According to a newly released study, researchers at Massachusetts General Hospital have discovered that Internet searches on gastrointestinal symptoms predicted a rise in confirmed COVID-19 cases weeks later with a surprisingly high degree of regularity.
The researchers collected and studied “Google Trends” search data from 15 states covering a period of 13 weeks between Jan. 20 to April 20, 2020. The symptoms that informed the search terms that the group studied were gleaned from previous studies of the illness, according to the paper.
The patterns that the researchers discovered had correlations as high as 0.998, 0.871 and 0.748. They found that Google searches for certain keywords, particularly for COVID-19-associated GI symptoms like ageusia and loss of appetite. The correlation typically peaks between 3 and 4 weeks, the researchers found.
Gastrointestinal symptoms like abdominal pain and diarrhea are commonly reported symptoms of COVID-19 infection, and researchers have been looking for new methods to possibly predict where new case numbers might rise.

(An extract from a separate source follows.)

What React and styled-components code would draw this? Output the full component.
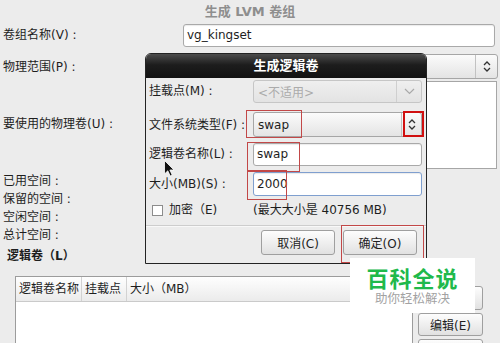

Data from New York, New Jersey, California, Massachusetts, and Illinois was used for the basis-of-highest-incidence cases in the report. Median-incidence states included Alabama, South Carolina, Nevada, Mississippi, and Rhode Island. Hawaii, Montana, North Dakota, Wyoming, and Alaska were the lowest-incidence states. Data sets were downloaded from the Harvard Dataverse website.
In addition to potentially creating new tools for contact tracers, the researchers’ findings also helped underline the importance of understanding how gastrointestinal distress and other symptoms play into the virus.

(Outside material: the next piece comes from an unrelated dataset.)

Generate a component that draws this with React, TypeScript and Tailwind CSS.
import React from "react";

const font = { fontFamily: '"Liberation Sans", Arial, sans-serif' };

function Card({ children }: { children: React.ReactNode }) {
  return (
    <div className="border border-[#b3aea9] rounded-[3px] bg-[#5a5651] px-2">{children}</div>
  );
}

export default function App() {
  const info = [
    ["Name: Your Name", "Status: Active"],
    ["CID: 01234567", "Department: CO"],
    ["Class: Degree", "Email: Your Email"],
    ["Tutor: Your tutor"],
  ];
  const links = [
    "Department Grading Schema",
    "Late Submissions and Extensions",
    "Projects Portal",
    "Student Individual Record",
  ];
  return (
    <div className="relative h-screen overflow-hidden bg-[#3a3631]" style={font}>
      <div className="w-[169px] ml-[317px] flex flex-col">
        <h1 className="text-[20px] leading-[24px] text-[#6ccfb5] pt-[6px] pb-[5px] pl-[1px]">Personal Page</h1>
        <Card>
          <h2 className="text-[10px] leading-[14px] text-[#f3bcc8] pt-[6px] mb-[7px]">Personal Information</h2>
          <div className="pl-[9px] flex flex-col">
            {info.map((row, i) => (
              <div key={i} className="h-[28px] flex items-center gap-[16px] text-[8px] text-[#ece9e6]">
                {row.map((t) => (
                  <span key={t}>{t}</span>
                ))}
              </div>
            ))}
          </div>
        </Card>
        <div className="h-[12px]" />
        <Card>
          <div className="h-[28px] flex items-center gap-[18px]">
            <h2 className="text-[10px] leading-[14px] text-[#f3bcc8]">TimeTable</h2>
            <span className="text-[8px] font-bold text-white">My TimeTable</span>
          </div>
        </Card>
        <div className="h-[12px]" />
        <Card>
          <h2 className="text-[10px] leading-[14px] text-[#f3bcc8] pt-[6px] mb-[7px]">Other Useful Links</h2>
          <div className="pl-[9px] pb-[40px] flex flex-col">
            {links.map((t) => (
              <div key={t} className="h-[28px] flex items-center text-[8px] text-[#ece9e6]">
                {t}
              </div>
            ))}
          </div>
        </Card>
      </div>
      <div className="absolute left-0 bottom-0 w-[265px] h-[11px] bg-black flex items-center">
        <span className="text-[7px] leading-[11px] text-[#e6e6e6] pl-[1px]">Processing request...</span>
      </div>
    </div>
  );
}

“Our data underscore the importance of GI symptoms as a potential harbinger of Covid-19 infection and suggests that Google Trends may be a valuable tool for prediction of pandemics with GI manifestations,” Kyle Staller, a gastroenterologist and the director of Mass General’s gastrointestinal motility laboratory, and colleagues wrote in the study.
But perhaps the biggest takeaway, is that the wide array of data collected by Bay Area tech firms can be used to detect nascent outbreaks. However, where do we, as a society, draw the line as to how our personal data are used, so that we can respect individual privacy and freedom while still deriving the full benefit of the data and its predictive power.